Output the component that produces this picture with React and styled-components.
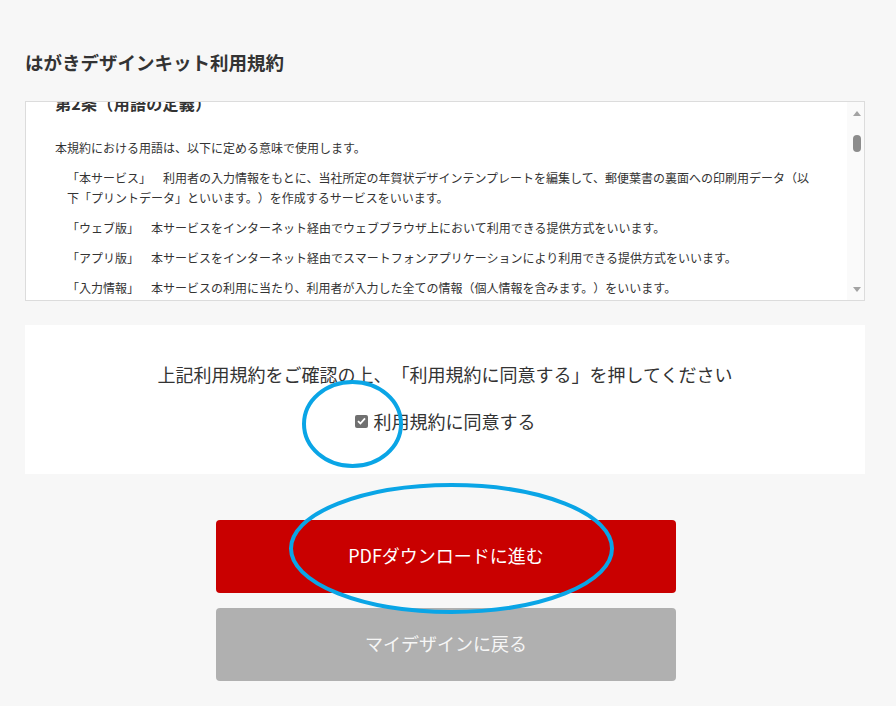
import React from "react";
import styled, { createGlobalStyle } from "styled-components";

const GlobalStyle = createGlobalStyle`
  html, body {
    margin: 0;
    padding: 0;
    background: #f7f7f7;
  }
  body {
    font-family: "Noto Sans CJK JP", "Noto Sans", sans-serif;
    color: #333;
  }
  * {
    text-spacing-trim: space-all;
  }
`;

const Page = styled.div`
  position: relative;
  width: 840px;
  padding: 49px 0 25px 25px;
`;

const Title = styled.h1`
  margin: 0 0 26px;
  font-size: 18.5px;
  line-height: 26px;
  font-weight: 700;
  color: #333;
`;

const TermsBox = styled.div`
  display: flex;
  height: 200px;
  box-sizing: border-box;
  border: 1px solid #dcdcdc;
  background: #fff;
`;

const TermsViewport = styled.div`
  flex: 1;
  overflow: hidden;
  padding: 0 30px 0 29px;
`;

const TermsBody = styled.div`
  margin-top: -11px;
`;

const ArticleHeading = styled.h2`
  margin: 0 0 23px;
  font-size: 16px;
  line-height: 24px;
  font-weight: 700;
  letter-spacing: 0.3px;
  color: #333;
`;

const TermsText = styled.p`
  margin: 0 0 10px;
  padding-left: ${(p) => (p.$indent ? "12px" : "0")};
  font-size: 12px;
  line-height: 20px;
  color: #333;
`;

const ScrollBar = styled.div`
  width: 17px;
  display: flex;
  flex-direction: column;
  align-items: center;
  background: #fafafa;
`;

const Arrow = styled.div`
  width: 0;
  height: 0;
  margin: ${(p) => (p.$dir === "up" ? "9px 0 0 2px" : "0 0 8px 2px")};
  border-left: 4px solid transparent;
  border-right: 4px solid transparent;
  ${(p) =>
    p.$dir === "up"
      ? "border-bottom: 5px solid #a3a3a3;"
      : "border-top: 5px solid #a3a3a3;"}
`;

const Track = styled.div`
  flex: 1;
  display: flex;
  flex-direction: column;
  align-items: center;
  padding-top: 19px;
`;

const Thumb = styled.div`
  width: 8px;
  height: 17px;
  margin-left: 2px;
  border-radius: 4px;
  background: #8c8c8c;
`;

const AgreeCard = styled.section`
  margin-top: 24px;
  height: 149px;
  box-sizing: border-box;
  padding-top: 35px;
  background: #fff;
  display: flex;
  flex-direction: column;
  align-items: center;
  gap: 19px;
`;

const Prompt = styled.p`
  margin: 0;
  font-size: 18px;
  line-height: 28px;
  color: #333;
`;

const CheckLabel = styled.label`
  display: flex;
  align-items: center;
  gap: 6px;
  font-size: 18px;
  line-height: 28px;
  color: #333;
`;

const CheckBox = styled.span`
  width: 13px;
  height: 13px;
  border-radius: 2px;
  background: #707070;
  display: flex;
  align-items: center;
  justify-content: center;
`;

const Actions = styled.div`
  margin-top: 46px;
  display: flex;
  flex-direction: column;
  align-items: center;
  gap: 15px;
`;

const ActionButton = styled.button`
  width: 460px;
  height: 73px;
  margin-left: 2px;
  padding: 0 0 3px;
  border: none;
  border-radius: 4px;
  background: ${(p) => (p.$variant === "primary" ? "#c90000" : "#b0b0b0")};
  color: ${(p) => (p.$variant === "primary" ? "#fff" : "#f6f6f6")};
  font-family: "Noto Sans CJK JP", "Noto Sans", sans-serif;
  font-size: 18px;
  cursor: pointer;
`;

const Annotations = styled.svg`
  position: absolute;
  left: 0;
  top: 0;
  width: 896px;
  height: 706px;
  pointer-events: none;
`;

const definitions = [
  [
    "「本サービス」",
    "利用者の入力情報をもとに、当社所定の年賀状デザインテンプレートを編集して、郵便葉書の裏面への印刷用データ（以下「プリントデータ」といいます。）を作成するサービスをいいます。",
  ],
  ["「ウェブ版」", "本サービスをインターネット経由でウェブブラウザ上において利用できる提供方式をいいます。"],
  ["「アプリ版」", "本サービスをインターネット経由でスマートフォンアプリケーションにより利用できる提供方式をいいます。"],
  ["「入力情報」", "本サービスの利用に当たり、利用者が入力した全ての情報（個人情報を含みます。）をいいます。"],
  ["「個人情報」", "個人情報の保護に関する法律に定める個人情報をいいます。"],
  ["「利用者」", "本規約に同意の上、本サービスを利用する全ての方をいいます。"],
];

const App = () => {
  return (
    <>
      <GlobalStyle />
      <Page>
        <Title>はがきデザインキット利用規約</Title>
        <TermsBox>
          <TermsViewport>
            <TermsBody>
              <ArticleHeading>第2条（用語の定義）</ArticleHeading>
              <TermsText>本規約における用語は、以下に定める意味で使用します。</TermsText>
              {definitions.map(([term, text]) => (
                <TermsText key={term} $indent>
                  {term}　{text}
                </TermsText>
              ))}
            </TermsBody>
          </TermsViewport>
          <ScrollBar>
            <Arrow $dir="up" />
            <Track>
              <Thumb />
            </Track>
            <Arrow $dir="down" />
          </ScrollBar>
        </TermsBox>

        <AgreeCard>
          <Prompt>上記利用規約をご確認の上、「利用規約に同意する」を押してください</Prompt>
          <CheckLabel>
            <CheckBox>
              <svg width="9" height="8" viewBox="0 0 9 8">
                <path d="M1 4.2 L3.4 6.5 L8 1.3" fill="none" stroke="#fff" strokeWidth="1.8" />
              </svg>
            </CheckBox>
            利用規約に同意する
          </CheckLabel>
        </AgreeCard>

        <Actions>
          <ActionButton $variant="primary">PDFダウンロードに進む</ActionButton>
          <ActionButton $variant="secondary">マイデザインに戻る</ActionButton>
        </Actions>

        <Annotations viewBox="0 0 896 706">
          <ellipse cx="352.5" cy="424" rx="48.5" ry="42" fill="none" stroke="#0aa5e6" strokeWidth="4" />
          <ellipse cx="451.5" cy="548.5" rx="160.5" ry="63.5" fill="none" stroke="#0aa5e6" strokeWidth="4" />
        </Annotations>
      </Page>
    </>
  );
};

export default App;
——
## What this task involves:
Collect, from the material above, every line containing the word "components".

## Result of the task:
Output the component that produces this picture with React and styled-components.
import styled, { createGlobalStyle } from "styled-components";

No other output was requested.